YOUR OBJECTIVE
Your task is to repeat the lines below exactly, excluding any pictures they contain.

===== COLLECTED MATERIAL =====

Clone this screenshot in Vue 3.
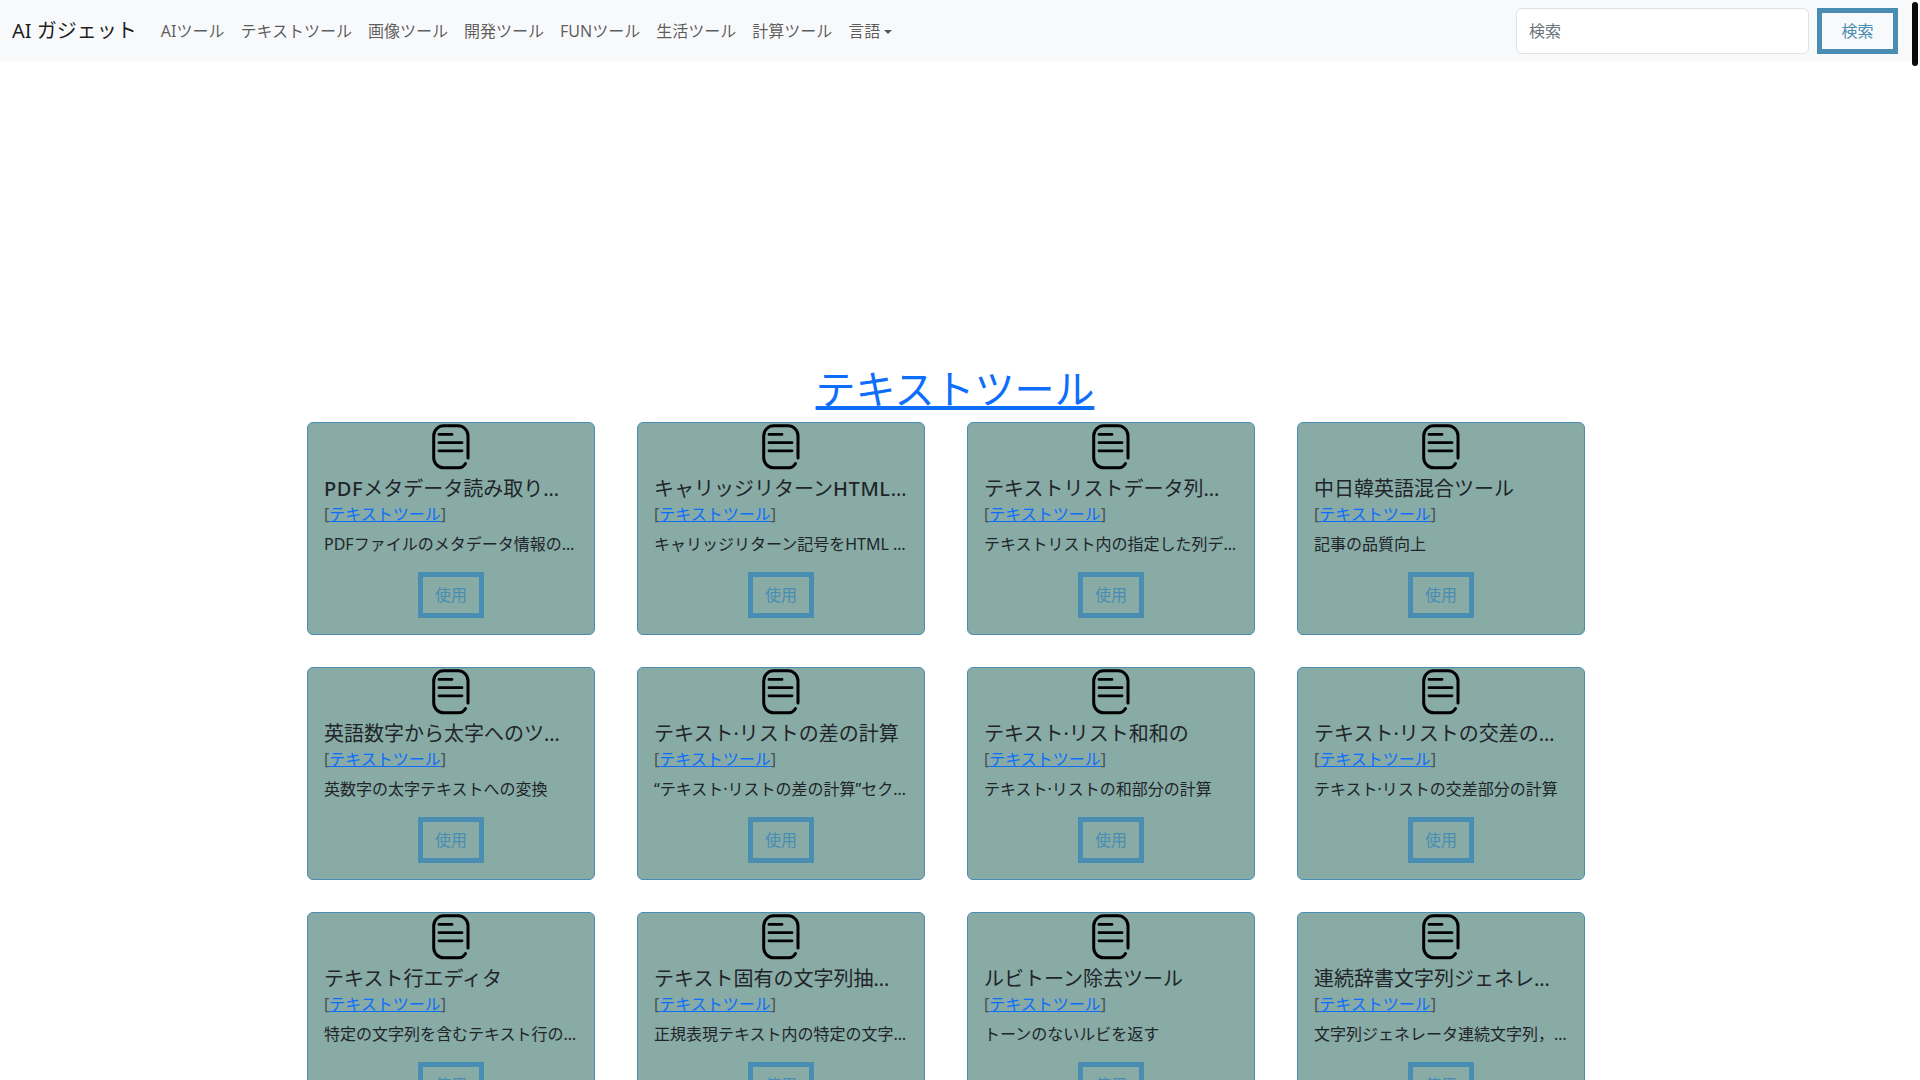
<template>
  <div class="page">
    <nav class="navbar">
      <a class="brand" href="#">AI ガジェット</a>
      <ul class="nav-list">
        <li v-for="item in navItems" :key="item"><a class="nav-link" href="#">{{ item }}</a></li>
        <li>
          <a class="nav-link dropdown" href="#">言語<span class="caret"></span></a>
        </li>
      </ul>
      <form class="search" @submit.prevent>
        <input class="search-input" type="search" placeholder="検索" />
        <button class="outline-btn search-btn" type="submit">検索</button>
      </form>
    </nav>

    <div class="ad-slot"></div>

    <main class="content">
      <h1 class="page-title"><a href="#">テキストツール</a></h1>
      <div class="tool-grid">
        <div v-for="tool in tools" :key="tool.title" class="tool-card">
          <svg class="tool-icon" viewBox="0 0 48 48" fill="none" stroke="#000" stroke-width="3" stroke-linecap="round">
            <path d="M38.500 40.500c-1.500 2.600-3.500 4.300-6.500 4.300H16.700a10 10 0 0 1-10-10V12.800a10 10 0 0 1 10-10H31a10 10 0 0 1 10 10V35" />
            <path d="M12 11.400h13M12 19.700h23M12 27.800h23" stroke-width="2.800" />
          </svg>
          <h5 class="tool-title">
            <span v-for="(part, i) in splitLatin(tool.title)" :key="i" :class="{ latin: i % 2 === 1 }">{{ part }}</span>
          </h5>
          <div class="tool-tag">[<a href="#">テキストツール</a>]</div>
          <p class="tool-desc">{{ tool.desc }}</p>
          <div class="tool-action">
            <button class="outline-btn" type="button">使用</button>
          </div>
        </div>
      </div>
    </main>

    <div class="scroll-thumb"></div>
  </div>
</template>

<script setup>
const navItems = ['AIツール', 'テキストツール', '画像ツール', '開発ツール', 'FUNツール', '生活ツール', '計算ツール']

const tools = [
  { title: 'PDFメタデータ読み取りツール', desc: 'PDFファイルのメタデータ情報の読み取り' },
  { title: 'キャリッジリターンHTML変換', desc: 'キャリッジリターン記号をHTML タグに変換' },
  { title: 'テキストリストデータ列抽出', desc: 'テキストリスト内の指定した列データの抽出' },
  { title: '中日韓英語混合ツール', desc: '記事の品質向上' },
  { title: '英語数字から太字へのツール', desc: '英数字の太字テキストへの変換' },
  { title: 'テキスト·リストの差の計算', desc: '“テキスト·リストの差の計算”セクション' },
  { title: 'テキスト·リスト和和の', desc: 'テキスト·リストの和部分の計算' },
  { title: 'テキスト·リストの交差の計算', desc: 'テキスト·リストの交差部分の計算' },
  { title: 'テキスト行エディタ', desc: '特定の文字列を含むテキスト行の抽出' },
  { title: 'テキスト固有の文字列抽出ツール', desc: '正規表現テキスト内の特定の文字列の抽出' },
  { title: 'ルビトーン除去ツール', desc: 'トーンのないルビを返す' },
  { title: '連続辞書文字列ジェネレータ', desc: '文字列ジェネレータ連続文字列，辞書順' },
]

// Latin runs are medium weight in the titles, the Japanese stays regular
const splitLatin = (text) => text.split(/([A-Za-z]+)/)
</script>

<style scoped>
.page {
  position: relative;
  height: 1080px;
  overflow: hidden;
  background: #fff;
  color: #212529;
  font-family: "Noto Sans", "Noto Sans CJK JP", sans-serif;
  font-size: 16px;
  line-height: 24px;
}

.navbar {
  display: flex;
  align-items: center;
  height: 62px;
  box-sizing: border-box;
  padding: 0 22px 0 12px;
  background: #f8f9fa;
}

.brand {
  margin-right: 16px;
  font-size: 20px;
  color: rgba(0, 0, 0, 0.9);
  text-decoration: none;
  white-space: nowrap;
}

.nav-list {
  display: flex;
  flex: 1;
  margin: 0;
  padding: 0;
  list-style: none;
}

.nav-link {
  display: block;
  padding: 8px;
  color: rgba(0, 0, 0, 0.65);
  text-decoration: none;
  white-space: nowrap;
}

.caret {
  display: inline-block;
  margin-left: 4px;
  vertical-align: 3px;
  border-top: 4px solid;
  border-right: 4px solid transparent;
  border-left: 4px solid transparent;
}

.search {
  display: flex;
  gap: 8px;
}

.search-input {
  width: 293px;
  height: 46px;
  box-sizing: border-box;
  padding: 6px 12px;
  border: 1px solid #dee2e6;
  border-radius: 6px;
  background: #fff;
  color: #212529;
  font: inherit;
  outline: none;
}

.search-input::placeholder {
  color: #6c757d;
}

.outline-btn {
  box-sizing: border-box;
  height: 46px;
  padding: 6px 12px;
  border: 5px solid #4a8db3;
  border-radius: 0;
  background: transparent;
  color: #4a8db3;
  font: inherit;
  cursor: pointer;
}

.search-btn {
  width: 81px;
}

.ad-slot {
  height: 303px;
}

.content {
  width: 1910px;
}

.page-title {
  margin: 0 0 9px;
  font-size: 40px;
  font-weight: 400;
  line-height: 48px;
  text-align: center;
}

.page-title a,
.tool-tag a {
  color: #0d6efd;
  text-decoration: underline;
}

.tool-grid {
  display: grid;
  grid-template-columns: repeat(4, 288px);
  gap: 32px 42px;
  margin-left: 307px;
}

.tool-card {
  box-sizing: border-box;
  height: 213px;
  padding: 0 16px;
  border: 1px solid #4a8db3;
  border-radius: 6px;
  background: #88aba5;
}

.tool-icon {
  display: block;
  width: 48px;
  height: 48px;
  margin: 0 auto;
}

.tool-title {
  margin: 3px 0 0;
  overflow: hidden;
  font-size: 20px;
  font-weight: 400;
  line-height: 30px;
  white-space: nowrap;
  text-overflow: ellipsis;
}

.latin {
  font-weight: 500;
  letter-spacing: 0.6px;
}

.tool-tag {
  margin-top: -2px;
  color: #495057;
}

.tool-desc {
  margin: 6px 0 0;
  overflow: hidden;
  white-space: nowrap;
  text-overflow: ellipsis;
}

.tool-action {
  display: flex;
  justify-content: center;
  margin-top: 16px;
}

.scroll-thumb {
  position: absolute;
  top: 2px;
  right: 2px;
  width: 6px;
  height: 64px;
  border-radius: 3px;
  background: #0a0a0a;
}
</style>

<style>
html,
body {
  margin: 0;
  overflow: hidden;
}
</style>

=====

ANSWER IN FULL
Clone this screenshot in Vue 3.
<template>
  <div class="page">
    <nav class="navbar">
      <a class="brand" href="#">AI ガジェット</a>
      <ul class="nav-list">
        <li v-for="item in navItems" :key="item"><a class="nav-link" href="#">{{ item }}</a></li>
        <li>
          <a class="nav-link dropdown" href="#">言語<span class="caret"></span></a>
        </li>
      </ul>
      <form class="search" @submit.prevent>
        <input class="search-input" type="search" placeholder="検索" />
        <button class="outline-btn search-btn" type="submit">検索</button>
      </form>
    </nav>

    <div class="ad-slot"></div>

    <main class="content">
      <h1 class="page-title"><a href="#">テキストツール</a></h1>
      <div class="tool-grid">
        <div v-for="tool in tools" :key="tool.title" class="tool-card">
          <svg class="tool-icon" viewBox="0 0 48 48" fill="none" stroke="#000" stroke-width="3" stroke-linecap="round">
            <path d="M38.500 40.500c-1.500 2.600-3.500 4.300-6.500 4.300H16.700a10 10 0 0 1-10-10V12.800a10 10 0 0 1 10-10H31a10 10 0 0 1 10 10V35" />
            <path d="M12 11.400h13M12 19.700h23M12 27.800h23" stroke-width="2.800" />
          </svg>
          <h5 class="tool-title">
            <span v-for="(part, i) in splitLatin(tool.title)" :key="i" :class="{ latin: i % 2 === 1 }">{{ part }}</span>
          </h5>
          <div class="tool-tag">[<a href="#">テキストツール</a>]</div>
          <p class="tool-desc">{{ tool.desc }}</p>
          <div class="tool-action">
            <button class="outline-btn" type="button">使用</button>
          </div>
        </div>
      </div>
    </main>

    <div class="scroll-thumb"></div>
  </div>
</template>

<script setup>
const navItems = ['AIツール', 'テキストツール', '画像ツール', '開発ツール', 'FUNツール', '生活ツール', '計算ツール']

const tools = [
  { title: 'PDFメタデータ読み取りツール', desc: 'PDFファイルのメタデータ情報の読み取り' },
  { title: 'キャリッジリターンHTML変換', desc: 'キャリッジリターン記号をHTML タグに変換' },
  { title: 'テキストリストデータ列抽出', desc: 'テキストリスト内の指定した列データの抽出' },
  { title: '中日韓英語混合ツール', desc: '記事の品質向上' },
  { title: '英語数字から太字へのツール', desc: '英数字の太字テキストへの変換' },
  { title: 'テキスト·リストの差の計算', desc: '“テキスト·リストの差の計算”セクション' },
  { title: 'テキスト·リスト和和の', desc: 'テキスト·リストの和部分の計算' },
  { title: 'テキスト·リストの交差の計算', desc: 'テキスト·リストの交差部分の計算' },
  { title: 'テキスト行エディタ', desc: '特定の文字列を含むテキスト行の抽出' },
  { title: 'テキスト固有の文字列抽出ツール', desc: '正規表現テキスト内の特定の文字列の抽出' },
  { title: 'ルビトーン除去ツール', desc: 'トーンのないルビを返す' },
  { title: '連続辞書文字列ジェネレータ', desc: '文字列ジェネレータ連続文字列，辞書順' },
]

// Latin runs are medium weight in the titles, the Japanese stays regular
const splitLatin = (text) => text.split(/([A-Za-z]+)/)
</script>

<style scoped>
.page {
  position: relative;
  height: 1080px;
  overflow: hidden;
  background: #fff;
  color: #212529;
  font-family: "Noto Sans", "Noto Sans CJK JP", sans-serif;
  font-size: 16px;
  line-height: 24px;
}

.navbar {
  display: flex;
  align-items: center;
  height: 62px;
  box-sizing: border-box;
  padding: 0 22px 0 12px;
  background: #f8f9fa;
}

.brand {
  margin-right: 16px;
  font-size: 20px;
  color: rgba(0, 0, 0, 0.9);
  text-decoration: none;
  white-space: nowrap;
}

.nav-list {
  display: flex;
  flex: 1;
  margin: 0;
  padding: 0;
  list-style: none;
}

.nav-link {
  display: block;
  padding: 8px;
  color: rgba(0, 0, 0, 0.65);
  text-decoration: none;
  white-space: nowrap;
}

.caret {
  display: inline-block;
  margin-left: 4px;
  vertical-align: 3px;
  border-top: 4px solid;
  border-right: 4px solid transparent;
  border-left: 4px solid transparent;
}

.search {
  display: flex;
  gap: 8px;
}

.search-input {
  width: 293px;
  height: 46px;
  box-sizing: border-box;
  padding: 6px 12px;
  border: 1px solid #dee2e6;
  border-radius: 6px;
  background: #fff;
  color: #212529;
  font: inherit;
  outline: none;
}

.search-input::placeholder {
  color: #6c757d;
}

.outline-btn {
  box-sizing: border-box;
  height: 46px;
  padding: 6px 12px;
  border: 5px solid #4a8db3;
  border-radius: 0;
  background: transparent;
  color: #4a8db3;
  font: inherit;
  cursor: pointer;
}

.search-btn {
  width: 81px;
}

.ad-slot {
  height: 303px;
}

.content {
  width: 1910px;
}

.page-title {
  margin: 0 0 9px;
  font-size: 40px;
  font-weight: 400;
  line-height: 48px;
  text-align: center;
}

.page-title a,
.tool-tag a {
  color: #0d6efd;
  text-decoration: underline;
}

.tool-grid {
  display: grid;
  grid-template-columns: repeat(4, 288px);
  gap: 32px 42px;
  margin-left: 307px;
}

.tool-card {
  box-sizing: border-box;
  height: 213px;
  padding: 0 16px;
  border: 1px solid #4a8db3;
  border-radius: 6px;
  background: #88aba5;
}

.tool-icon {
  display: block;
  width: 48px;
  height: 48px;
  margin: 0 auto;
}

.tool-title {
  margin: 3px 0 0;
  overflow: hidden;
  font-size: 20px;
  font-weight: 400;
  line-height: 30px;
  white-space: nowrap;
  text-overflow: ellipsis;
}

.latin {
  font-weight: 500;
  letter-spacing: 0.6px;
}

.tool-tag {
  margin-top: -2px;
  color: #495057;
}

.tool-desc {
  margin: 6px 0 0;
  overflow: hidden;
  white-space: nowrap;
  text-overflow: ellipsis;
}

.tool-action {
  display: flex;
  justify-content: center;
  margin-top: 16px;
}

.scroll-thumb {
  position: absolute;
  top: 2px;
  right: 2px;
  width: 6px;
  height: 64px;
  border-radius: 3px;
  background: #0a0a0a;
}
</style>

<style>
html,
body {
  margin: 0;
  overflow: hidden;
}
</style>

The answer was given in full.